The Archdiocese of New Orleans has announced the “difficult and painful decision” to consolidate 11 parish communities, permanently close seven churches, and consolidate three territories in the coming months to ensure sustainability and vitality.

Archbishop Gregory Aymond made the announcement in an Oct. 29 letter that was read at every Mass at all parishes in the archdiocese last weekend.

This consolidation plan will close 10% of the archdiocese’s 111 parishes and is its largest restructuring plan since the aftermath of Hurricane Katrina in 2005 when the archdiocese merged 40 parishes and closed 27 of its churches.

The New Orleans Archdiocese began an official pastoral planning process more than a year ago to evaluate the challenges the archdiocese was facing due to declining enrollment numbers and many factors out of its control — natural disasters such as floods and hurricanes over the past decade, the COVID-19 pandemic, the challenges of Hurricane Ida recovery, inflation, and skyrocketing property insurance rates.

Aymond said the consolidation followed an intense period of discernment using data on the sacramental, pastoral programming and the realities of each parish’s unique situation. Pastors, lay parish leadership, and parishioners were invited into dialogue to determine how to address the challenges facing them.

“These are difficult and painful decisions for everyone involved,” Aymond said in his letter to the faithful. “When I returned home to New Orleans in 2009, I never imagined I would be in the situation of having to merge parishes. This is something we must do for the good of the local Church, and something that is being done in Catholic dioceses around the country.”

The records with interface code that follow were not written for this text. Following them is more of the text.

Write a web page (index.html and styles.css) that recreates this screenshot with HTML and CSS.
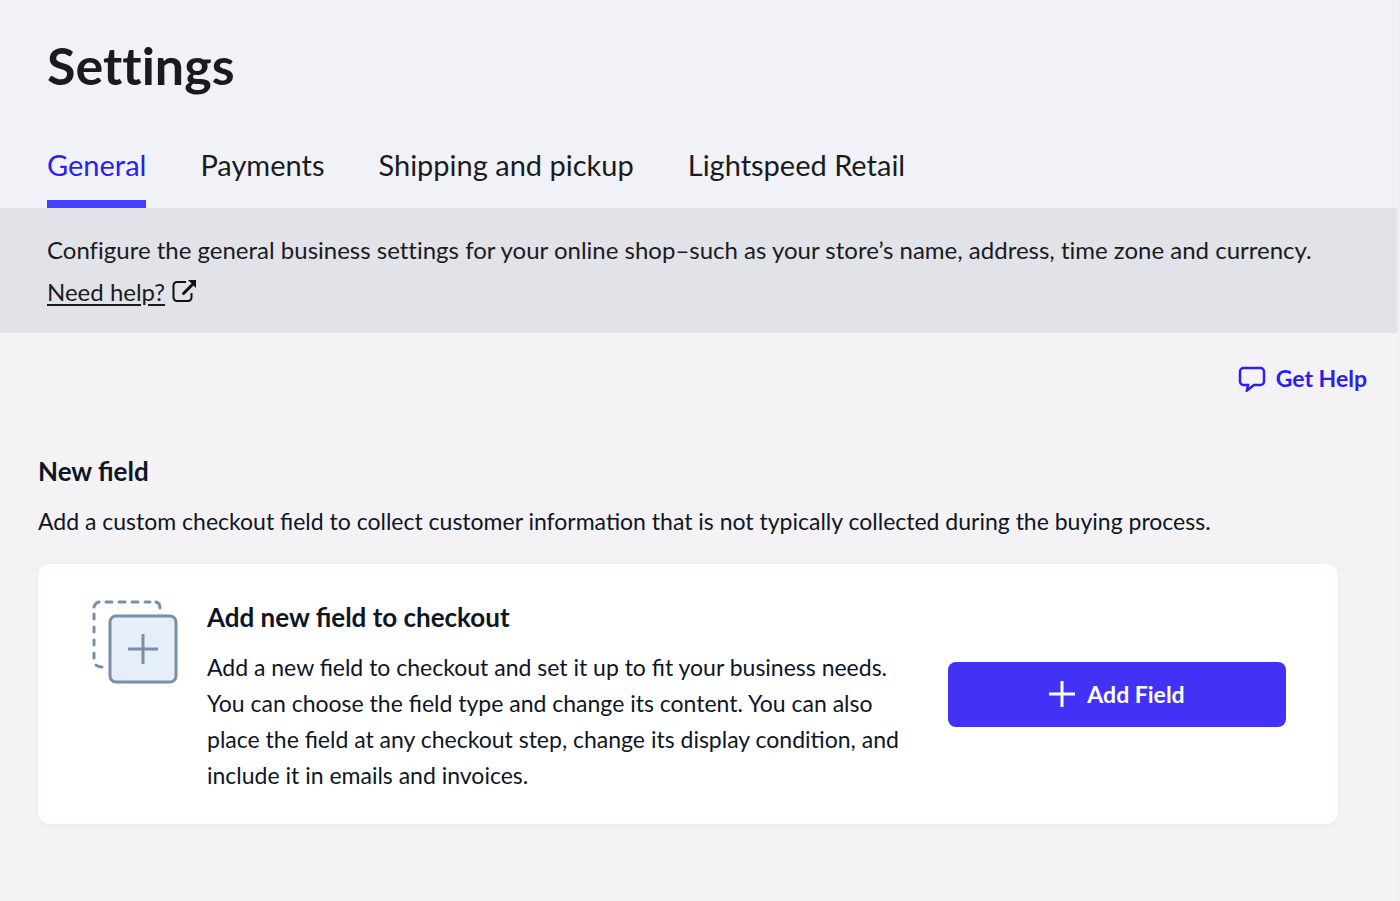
FILE: index.html
```html
<!DOCTYPE html>
<html lang="en">
<head>
    <meta charset="UTF-8">
    <meta name="viewport" content="width=device-width, initial-scale=1.0">
    <title>Settings</title>
    <link rel="stylesheet" href="styles.css">
</head>
<body>
    <header class="header">
        <h1>Settings</h1>
        <nav class="tabs">
            <a class="tab active" href="#general">General</a>
            <a class="tab" href="#payments">Payments</a>
            <a class="tab" href="#shipping">Shipping and pickup</a>
            <a class="tab" href="#retail">Lightspeed Retail</a>
        </nav>
    </header>
    <div class="info">
        <p>Configure the general business settings for your online shop–such as your store’s name, address, time zone and currency.</p>
        <p class="help">
            <a class="help-link" href="#help">Need help?</a>
            <svg width="26" height="26" viewBox="0 0 26 26" fill="none" stroke="#111">
                <path d="M14 3H5a3.500 3.500 0 0 0-3.500 3.500v12A3.500 3.500 0 0 0 5 22h11a3.500 3.500 0 0 0 3.500-3.500V14" stroke-width="2"/>
                <path d="M11.500 14.500L20 6" stroke-width="3" stroke-linecap="round"/>
                <path d="M16 1h8v8z" fill="#111" stroke="none"/>
            </svg>
        </p>
    </div>
    <main class="content">
        <a class="get-help" href="#chat">
            <svg width="28" height="28" viewBox="0 0 28 28" fill="none" stroke="#2a1ff0" stroke-width="2.500">
                <path d="M5.500 4h17A3.500 3.500 0 0 1 26 7.500v10a3.500 3.500 0 0 1-3.500 3.500H16l-7 5.500 1-5.500H5.500A3.500 3.500 0 0 1 2 17.500v-10A3.500 3.500 0 0 1 5.500 4z"/>
            </svg>
            Get Help
        </a>
        <section class="section">
            <h2>New field</h2>
            <p class="lead">Add a custom checkout field to collect customer information that is not typically collected during the buying process.</p>
            <div class="card">
                <svg class="card-icon" width="88" height="86" viewBox="0 0 88 86" fill="none" stroke="#788fac" stroke-width="3">
                    <g stroke-linecap="round">
                        <path d="M2 8Q3 4 7 3M64 3Q68 4 68 9M4 66Q6 68 10 68"/>
                        <path d="M14 3h6M27 3h6M40 3h6M53 3h5M2 15v5M2 28v5M2 41v5M2 54v5"/>
                    </g>
                    <rect x="18" y="17" width="66" height="66" rx="6" fill="#e6eff9"/>
                    <path d="M36 50h30M51 35v30"/>
                </svg>
                <div class="card-text">
                    <h3>Add new field to checkout</h3>
                    <p>Add a new field to checkout and set it up to fit your business needs. You can choose the field type and change its content. You can also place the field at any checkout step, change its display condition, and include it in emails and invoices.</p>
                </div>
                <button class="add-button" type="button">
                    <svg width="26" height="26" viewBox="0 0 26 26" stroke="#fff" stroke-width="3">
                        <path d="M0 13h26M13 0v26"/>
                    </svg>
                    Add Field
                </button>
            </div>
        </section>
    </main>
</body>
</html>
```
FILE: styles.css
```css
* {
    box-sizing: border-box;
}
body {
    margin: 0;
    min-height: 100vh;
    font-family: Lato, sans-serif;
    color: #1a1b1e;
    background: #f4f2f5;
    border-right: 3px solid #f0f0f3;
}
h1, h2, h3, p {
    margin: 0;
}
.header {
    padding: 32px 47px 0;
    background: #f1f2f8;
    font-variant-ligatures: none;
}
h1 {
    font-size: 52px;
    line-height: 66px;
}
.tabs {
    display: flex;
    gap: 54px;
    margin-top: 45px;
}
.tab {
    padding-bottom: 13px;
    border-bottom: 8px solid transparent;
    font-size: 29px;
    line-height: 44px;
    color: #1a1b1e;
    text-decoration: none;
}
.tab.active {
    color: #2a1ff0;
    border-color: #4340ff;
}
.info {
    padding: 21px 47px 20px;
    background: #e2e3e8;
    font-size: 24px;
    line-height: 42px;
    font-variant-ligatures: none;
}
.help {
    display: flex;
    align-items: center;
    gap: 7px;
}
.help-link {
    color: inherit;
    text-underline-offset: 3px;
}
.content {
    padding: 27px 59px 76px 38px;
}
.get-help {
    display: flex;
    align-items: center;
    gap: 10px;
    width: fit-content;
    margin: 0 -29px 0 auto;
    font-size: 23px;
    font-weight: 700;
    line-height: 36px;
    color: #2a1ff0;
    text-decoration: none;
}
.section {
    margin-top: 57px;
    color: #0d1626;
}
h2, h3 {
    font-size: 26px;
    line-height: 36px;
}
.lead {
    margin-top: 14px;
    font-size: 23px;
    line-height: 36px;
}
.card {
    display: flex;
    align-items: center;
    margin-top: 25px;
    padding: 35px 52px 31px 54px;
    background: #fff;
    border-radius: 12px;
    box-shadow: 0 1px 4px rgba(0, 0, 0, 0.06);
}
.card-icon {
    flex: none;
    align-self: flex-start;
}
.card-text {
    flex: 1;
    margin: 0 44px 0 27px;
}
.card-text p {
    margin-top: 14px;
    font-size: 23px;
    line-height: 36px;
}
.add-button {
    display: flex;
    flex: none;
    justify-content: center;
    align-items: center;
    gap: 12px;
    width: 338px;
    height: 65px;
    margin-bottom: 4px;
    border: none;
    border-radius: 8px;
    background: #4132f5;
    color: #fff;
    font: 700 23px Lato, sans-serif;
    cursor: pointer;
}
```
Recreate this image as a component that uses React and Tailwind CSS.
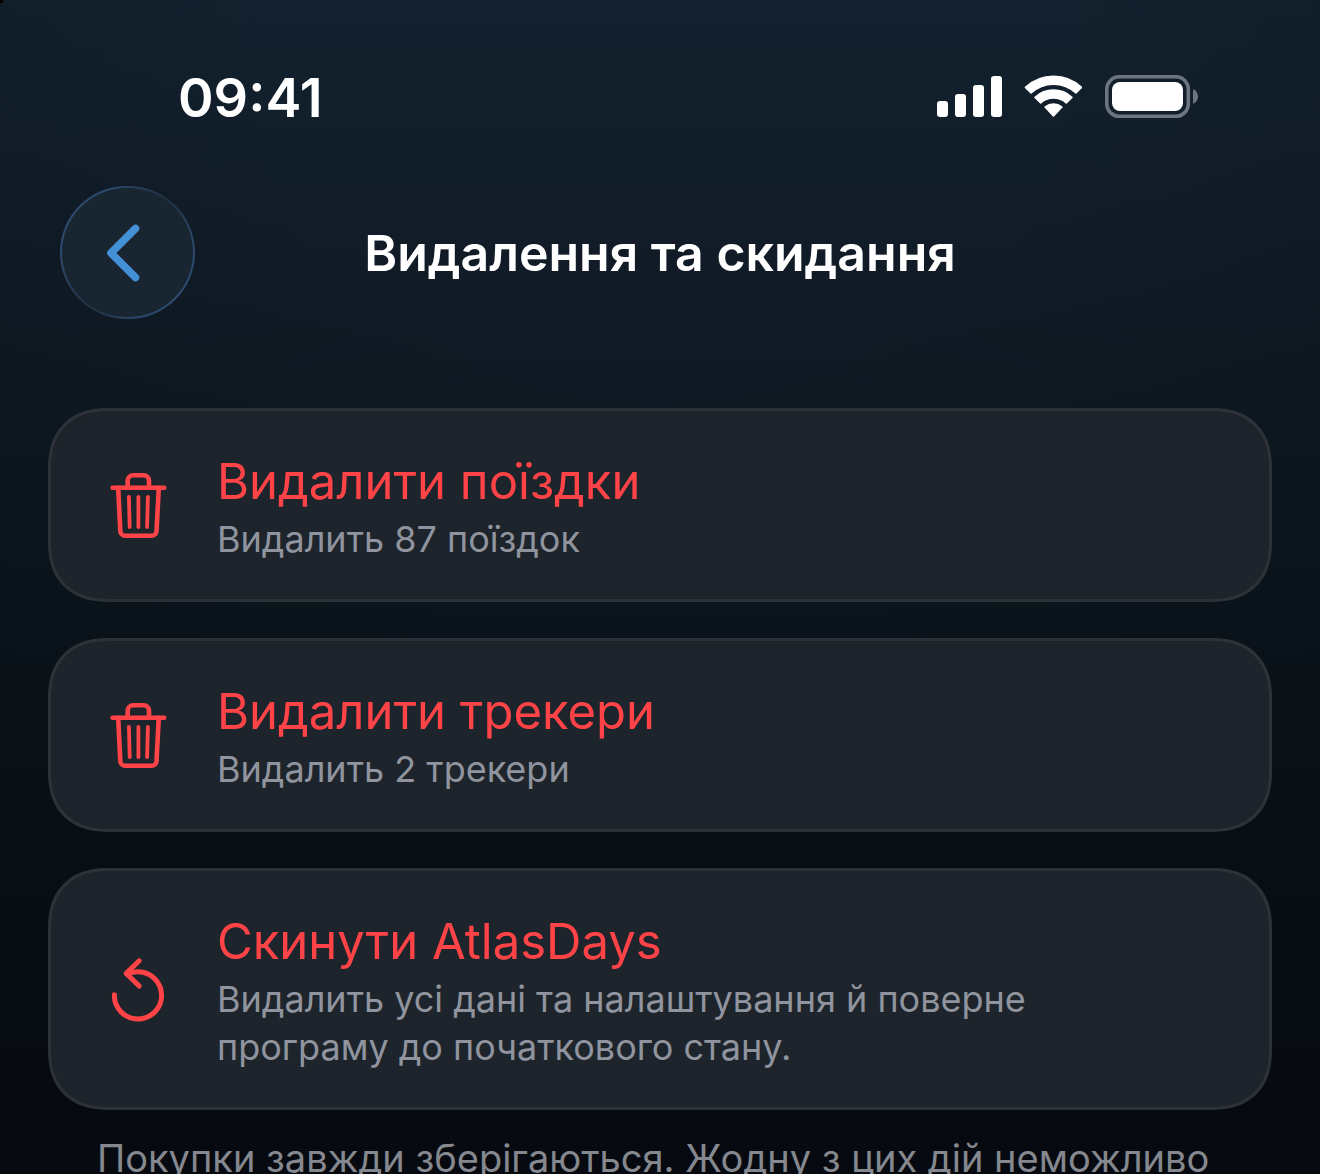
const TrashIcon = () => (
  <svg
    width="64"
    height="72"
    viewBox="0 2 64 72"
    fill="none"
    stroke="currentColor"
    strokeWidth="4.6"
    strokeLinecap="round"
    strokeLinejoin="round"
    className="shrink-0"
    aria-hidden="true"
  >
    <path d="M6.6 18.8H58.2" />
    <path d="M21.7 18.8V11.7a5.5 5.5 0 0 1 5.5-5.5H37.5a5.5 5.5 0 0 1 5.5 5.5v7.1" />
    <path d="M12.2 18.8l2.1 43.2a5 5 0 0 0 5 4.8h26.2a5 5 0 0 0 5-4.8l2.3-43.2" />
    <path d="M22.9 28l.8 30M32.4 28v30M41.9 28l-.8 30" strokeWidth="3.8" />
  </svg>
);

const ResetIcon = () => (
  <svg
    width="64"
    height="72"
    viewBox="0 2 64 72"
    fill="none"
    stroke="currentColor"
    strokeWidth="5"
    strokeLinecap="round"
    strokeLinejoin="round"
    className="shrink-0"
    aria-hidden="true"
  >
    <path d="M8.4 41.8A23.6 23.6 0 1 0 32.2 18.8c-4 0-8 .6-11.5 1.6" />
    <path d="M33.2 7.8L20.2 20.4L33.2 33" />
  </svg>
);

const StatusBar = () => (
  <div className="pt-[65px] pl-[178px] pr-[122px] flex justify-between items-start">
    <span className="text-white text-[54px] leading-[66px] font-semibold">
      09:41
    </span>
    <div className="pt-[10px] flex items-center gap-[22px] text-white">
      <svg width="66" height="44" viewBox="0 0 66 44" fill="currentColor" aria-hidden="true">
        <rect x="1" y="26" width="11" height="16" rx="3" />
        <rect x="19" y="19" width="11" height="23" rx="3" />
        <rect x="37" y="10" width="11" height="32" rx="3" />
        <rect x="55" y="1" width="11" height="41" rx="3" />
      </svg>
      <svg
        width="58"
        height="44"
        viewBox="-.5 0 58 44"
        fill="currentColor"
        stroke="currentColor"
        strokeWidth="1.6"
        strokeLinejoin="round"
        aria-hidden="true"
      >
        <path d="M1 12.4A41 41 0 0 1 57 12.4L51.4 18A32.8 32.8 0 0 0 6.6 18Z" />
        <path d="M10.6 22.4A27 27 0 0 1 47.4 22.4L41.8 27.8A19.4 19.4 0 0 0 16.2 27.8Z" />
        <path d="M20.6 32A13.4 13.4 0 0 1 37.4 32L29 41Z" />
      </svg>
      <svg width="94" height="44" viewBox="0 0 94 44" aria-hidden="true">
        <rect x="2.8" y="1.8" width="81.5" height="39.5" rx="12.5" fill="none" stroke="#6c747d" strokeWidth="3.6" />
        <rect x="8" y="7" width="71" height="29" rx="8" fill="currentColor" />
        <path d="M89 14.2c3 1 5 4 5 7.3s-2 6.3-5 7.3z" fill="#6c747d" />
      </svg>
    </div>
  </div>
);

const actions = [
  {
    icon: TrashIcon,
    title: "Видалити поїздки",
    description: "Видалить 87 поїздок",
  },
  {
    icon: TrashIcon,
    title: "Видалити трекери",
    description: "Видалить 2 трекери",
  },
  {
    icon: ResetIcon,
    title: "Скинути AtlasDays",
    description: "Видалить усі дані та налаштування й поверне програму до початкового стану.",
  },
];

const App = () => {
  return (
    <div className="relative h-screen overflow-hidden bg-[radial-gradient(ellipse_75%_80%_at_50%_0%,transparent_40%,rgba(8,12,16,0.25)_100%),linear-gradient(to_bottom,#12212e,#111c28_20%,#0b161e_50%,#070f15_75%,#060910)] font-['Inter',sans-serif]">
      <div className="absolute top-0 left-0 size-[3px] bg-black"></div>
      <StatusBar />

      <header className="mt-[55px] px-[60px] grid grid-cols-[135px_1fr_135px] items-center">
        <button
          type="button"
          aria-label="Назад"
          className="h-[133px] rounded-full p-[2px] bg-linear-[125deg,#2f517b,#2b4767_25%,#1f303f_50%,#2b4767_75%,#2f517b]"
        >
          <span className="size-full rounded-full bg-[#192632] flex justify-center items-center text-[#4490d6]">
            <svg
              width="48"
              height="60"
              viewBox="1 0 48 60"
              fill="none"
              stroke="currentColor"
              strokeWidth="7.6"
              strokeLinecap="round"
              strokeLinejoin="round"
              aria-hidden="true"
            >
              <path d="M32.5 5.5L8 30L32.5 54.5" />
            </svg>
          </span>
        </button>
        <h1 className="text-center text-white text-[50px] leading-[60px] font-semibold whitespace-nowrap">
          Видалення та скидання
        </h1>
      </header>

      <main className="mt-[89px] px-12 flex flex-col gap-9">
        {actions.map(({ icon: Icon, title, description }) => (
          <button
            key={title}
            type="button"
            className="w-full pt-10 pb-9 px-[55px] rounded-[60px] [corner-shape:superellipse(1.2)] border-3 border-[#2d3238] bg-[#1e242b] flex items-center gap-[47px] text-left text-[#ff4347]"
          >
            <Icon />
            <span className="flex-1 flex flex-col gap-0.5">
              <span className="text-[49px] leading-[62px]">{title}</span>
              <span className="max-w-[860px] text-[36px] leading-[48px] text-[#8f949e]">
                {description}
              </span>
            </span>
          </button>
        ))}
      </main>

      <p className="mt-6 px-[97px] text-[38px] leading-[48px] text-[#85888e] whitespace-nowrap">
        Покупки завжди зберігаються. Жодну з цих дій неможливо
      </p>
    </div>
  );
};

export default App;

“I have prayed about this a great deal and have spoken with many trusted advisers and truly believe the Holy Spirit is leading us for the good of the people of God in the Archdiocese of New Orleans,” he added.

Two parishes, Our Lady of Divine Providence in Metairie and Christ the King in Terrytown, have made significant progress in addressing and planning for their challenges over the past year and will remain open, the archdiocese announced.

There are four instances where two parishes are merging into one, and one instance where three parishes are merging into one:

  • Our Lady of the Angels Church in Waggaman will merge with St. Bonaventure Church in Avondale to become one new parish with a new name.
  • St. Gertrude the Great Church in Des Allemands and St. John the Baptist Church in Paradis will merge to become one new parish with a new name.
  • St. John Bosco Church and St. Rosalie Church, both in Harvey, will become one parish with a new name.
  • St. Mary of the Angels Church and Our Lady Star of the Sea Church, both in New Orleans, will come together as one new parish with a new name.
  • Transfiguration of the Lord Church, St. James Major Church, and St. Gabriel Church in New Orleans will merge as one new parish with a new name.

In two instances, the parish territory will be merged into neighboring parishes:

  • St. Theresa of Avila Church in New Orleans will close. It will have its territory divided and merged into St. Patrick Church on Camp Street in the Warehouse District and St. Alphonsus Church on Constance Street in the Lower Garden District of New Orleans. St. Theresa of Avila Church celebrated its 175th anniversary this year.
  • St. Hubert Church in Garyville, which will be merged into St. Peter Church in Reserve. St. Hubert Church will remain open for one Mass each weekend.

All of the mergers will be effective beginning July 1, 2024.

Understandably, reactions to the news of the closures and consolidations have been marked by many emotions.

Former Orleans Parish Sheriff Marlin Gusman, a longtime lector at St. James Major Church in Gentilly, attended the vigil Mass on Oct. 28. In a report by, he said parishioners were saddened by the announcement, as the church has been in existence for over 100 years.

“It was not good news,” he said. “It was not a joyous day.”

Chad Sherman, a parish council member of St. John Bosco Church, said in the report that that he attended two weekend Masses at his parish and another at St. Rosalie Parish last weekend to see the reaction of parishioners upon the announcement of the merger.

He said he is disappointed, as both parishes have known for months that their finances were under scrutiny and have been trying to come up with a plan. He wishes they had been given more time.

“But in some ways, I think this is a new beginning and how we deal with it will be up to the people,” Sherman said.

The Archdiocese of New Orleans, which filed for Chapter 11 Bankruptcy in 2020 in the wake of the clergy abuse scandal, faces the settlement of 500 sex abuse claims with the potential to cost the archdiocese more than $100 million. In a Sept. 8 letter, Aymond wrote that “parishes, schools, and ministries” will be asked for monetary contributions to protect their assets during the bankruptcy proceedings.

Aymond concluded by asking for prayer for these communities as they move through this time of transition. “Let us pray, too, for all of us as a local Church, may the Holy Spirit continue to guide each of us as we strive for holiness, seek a deeper encounter with Christ each day and witness with joy in our parish life.”